1. A fluid-actuated rotary actuator comprising a housing having a tubular body extending in an axial direction, in which is provided a drive piston assembly for driving a rotatably mounted output shaft, which extends perpendicular to the axial direction through the tubular body and the axial end of which is routed out of the tubular body at an upper wall section of the tubular body, further comprising a magnet assembly associated with the axial end of the output shaft and receiving a rotary movement of the output shaft, and further comprising a position feedback device configured to detect the magnetic field generated by the magnet assembly and to provide, in accordance with the detected magnetic field, a position signal corresponding to a position of the output shaft, wherein the position feedback device is located in a receptacle chamber formed in the upper wall section of the tubular body, the receptacle chamber having a first section open at the upper wall section and a second section extending from the first section, the first section corresponding to a head section of the position feedback device and the second section corresponding to a shaft section of the position feedback device.

2. The fluid-actuated rotary actuator according to claim 1, wherein the receptacle chamber is open towards an end face and/or a longitudinal side of the tubular body.

3. The fluid-actuated rotary actuator according to claim 1, wherein the receptacle chamber is open towards an end face of the tubular body, and wherein a housing cover is placed on the end face, the housing cover having a recess through which a connector and/or a cable is/are routed to the position feedback device.

4. The fluid-actuated rotary actuator according to claim 1, wherein a housing cover, which covers the receptacle chamber towards the end face and holds the position feedback device in the receptacle chamber, is placed on the end face.

5. The fluid-actuated rotary actuator according to claim 1, wherein the position feedback device comprises an oblong shaft section, which comprises a magnetic field sensor element, and a head section, the cross-section of the head section being wider and/or higher than the cross-section of the shaft section.

6. The fluid-actuated rotary actuator according to claim 1, further comprising a position indicator, which is placed on the axial end of the output shaft and in which the magnet assembly is located.

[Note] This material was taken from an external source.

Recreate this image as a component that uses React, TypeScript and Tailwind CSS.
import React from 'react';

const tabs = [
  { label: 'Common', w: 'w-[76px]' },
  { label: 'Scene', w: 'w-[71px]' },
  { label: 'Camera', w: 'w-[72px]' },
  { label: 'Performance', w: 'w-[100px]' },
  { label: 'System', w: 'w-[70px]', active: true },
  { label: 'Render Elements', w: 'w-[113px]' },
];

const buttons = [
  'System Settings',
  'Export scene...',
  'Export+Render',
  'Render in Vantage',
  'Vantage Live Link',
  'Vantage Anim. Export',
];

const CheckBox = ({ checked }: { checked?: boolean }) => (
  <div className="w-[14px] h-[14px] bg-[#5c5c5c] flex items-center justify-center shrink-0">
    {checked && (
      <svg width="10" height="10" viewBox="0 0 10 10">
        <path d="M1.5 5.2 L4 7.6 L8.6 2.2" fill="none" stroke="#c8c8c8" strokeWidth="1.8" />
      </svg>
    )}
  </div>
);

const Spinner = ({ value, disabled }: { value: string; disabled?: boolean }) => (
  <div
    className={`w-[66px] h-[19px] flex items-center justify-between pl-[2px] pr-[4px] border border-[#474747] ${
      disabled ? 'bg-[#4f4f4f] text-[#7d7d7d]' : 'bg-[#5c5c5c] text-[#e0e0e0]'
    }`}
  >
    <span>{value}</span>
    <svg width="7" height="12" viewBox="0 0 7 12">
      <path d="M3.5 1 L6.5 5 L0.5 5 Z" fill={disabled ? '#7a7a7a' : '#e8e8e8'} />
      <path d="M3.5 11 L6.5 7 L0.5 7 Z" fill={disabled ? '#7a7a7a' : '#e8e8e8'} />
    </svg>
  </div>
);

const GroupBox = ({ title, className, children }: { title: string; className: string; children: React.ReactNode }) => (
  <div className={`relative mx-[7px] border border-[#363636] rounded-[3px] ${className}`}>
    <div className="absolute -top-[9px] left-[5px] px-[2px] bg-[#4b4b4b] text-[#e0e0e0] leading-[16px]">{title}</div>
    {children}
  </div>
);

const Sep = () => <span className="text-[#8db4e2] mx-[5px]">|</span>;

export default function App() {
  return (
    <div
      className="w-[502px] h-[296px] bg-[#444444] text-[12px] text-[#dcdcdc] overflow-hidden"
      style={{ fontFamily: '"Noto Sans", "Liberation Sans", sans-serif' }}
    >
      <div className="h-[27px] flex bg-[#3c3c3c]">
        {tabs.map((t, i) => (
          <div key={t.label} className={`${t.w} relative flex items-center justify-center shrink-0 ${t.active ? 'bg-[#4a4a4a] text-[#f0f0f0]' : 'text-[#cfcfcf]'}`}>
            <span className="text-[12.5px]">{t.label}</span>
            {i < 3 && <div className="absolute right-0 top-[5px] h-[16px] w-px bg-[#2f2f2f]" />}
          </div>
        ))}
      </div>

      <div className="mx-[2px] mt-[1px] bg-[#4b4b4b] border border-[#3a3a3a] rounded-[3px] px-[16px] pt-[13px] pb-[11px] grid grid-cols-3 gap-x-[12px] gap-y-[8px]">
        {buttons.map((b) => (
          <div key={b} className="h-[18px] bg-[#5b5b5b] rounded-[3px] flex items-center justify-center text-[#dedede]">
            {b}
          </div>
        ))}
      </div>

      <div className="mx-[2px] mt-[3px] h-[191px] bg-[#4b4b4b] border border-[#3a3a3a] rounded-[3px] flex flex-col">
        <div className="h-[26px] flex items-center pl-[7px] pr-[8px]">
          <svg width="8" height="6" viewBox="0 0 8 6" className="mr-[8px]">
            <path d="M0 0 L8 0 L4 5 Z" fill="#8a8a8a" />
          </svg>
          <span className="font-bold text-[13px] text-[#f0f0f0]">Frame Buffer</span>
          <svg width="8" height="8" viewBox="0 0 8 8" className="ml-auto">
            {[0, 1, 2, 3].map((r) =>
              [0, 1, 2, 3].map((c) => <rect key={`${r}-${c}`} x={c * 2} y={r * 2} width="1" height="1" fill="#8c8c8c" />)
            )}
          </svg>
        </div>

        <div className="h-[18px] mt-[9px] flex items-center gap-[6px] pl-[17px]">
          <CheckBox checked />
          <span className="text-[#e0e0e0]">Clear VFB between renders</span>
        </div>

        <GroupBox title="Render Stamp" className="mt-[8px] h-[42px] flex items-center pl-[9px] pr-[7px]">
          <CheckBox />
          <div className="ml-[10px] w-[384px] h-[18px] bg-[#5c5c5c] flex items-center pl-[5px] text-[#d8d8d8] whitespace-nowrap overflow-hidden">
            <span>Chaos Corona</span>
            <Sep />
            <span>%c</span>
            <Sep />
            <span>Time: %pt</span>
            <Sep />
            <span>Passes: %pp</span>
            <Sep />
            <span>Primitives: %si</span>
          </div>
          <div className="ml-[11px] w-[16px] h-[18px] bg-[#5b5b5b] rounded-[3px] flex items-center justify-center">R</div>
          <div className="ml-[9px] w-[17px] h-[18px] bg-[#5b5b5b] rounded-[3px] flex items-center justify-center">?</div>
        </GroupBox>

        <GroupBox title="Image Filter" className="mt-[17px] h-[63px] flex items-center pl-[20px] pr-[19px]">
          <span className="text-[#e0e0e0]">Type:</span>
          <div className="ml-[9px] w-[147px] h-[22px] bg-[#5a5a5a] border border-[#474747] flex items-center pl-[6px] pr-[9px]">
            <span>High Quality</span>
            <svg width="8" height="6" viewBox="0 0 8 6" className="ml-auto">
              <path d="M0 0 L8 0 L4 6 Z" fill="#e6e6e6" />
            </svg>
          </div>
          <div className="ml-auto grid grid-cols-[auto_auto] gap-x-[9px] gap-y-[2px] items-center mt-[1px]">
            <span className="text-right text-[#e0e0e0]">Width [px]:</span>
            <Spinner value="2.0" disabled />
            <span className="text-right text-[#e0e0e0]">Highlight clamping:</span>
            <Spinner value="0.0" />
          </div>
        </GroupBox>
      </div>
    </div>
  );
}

7. The fluid-actuated rotary actuator according to claim 6, wherein the position indicator has an indicating element for the visual indication of a position of the output shaft.

8. The fluid-actuated rotary actuator according to claim 1 further comprising a position indicator, which is fitted to the axial end of the output shaft and in which the magnet assembly is located, wherein the position indicator is removably mounted on the output shaft and the rotary actuator is configured to adopt a predetermined operating state, if the position feedback device detects a removal and/or replacement of the position indicator.

9. The fluid-actuated rotary actuator according to claim 1, wherein the magnet assembly comprises a permanent magnet which is designed to be an annular segment.

10. The fluid-actuated rotary actuator according to claim 1, wherein the magnet assembly comprises one or more magnet bars.

11. The fluid-actuated rotary actuator according to claim 1, wherein the position feedback device comprises a Hall sensor.

12. The fluid-actuated rotary actuator according to claim 1, wherein the receptacle chamber is open towards an end face at an axial end of the tubular body, and wherein a functional module assembly is placed on the end face, and wherein a receptacle chamber into which the position feedback device projects is formed in the functional module assembly.

13. A process valve unit, comprising a fluid-actuated rotary actuator according to claim 1 and a valve fitting with a spindle and a valve member, wherein the fluid-actuated rotary actuator is mounted on the valve fitting and the valve member is mechanically coupled to the output shaft of the fluid-actuated rotary actuator via the spindle, so that the position of the valve member is determined by the position of the output shaft.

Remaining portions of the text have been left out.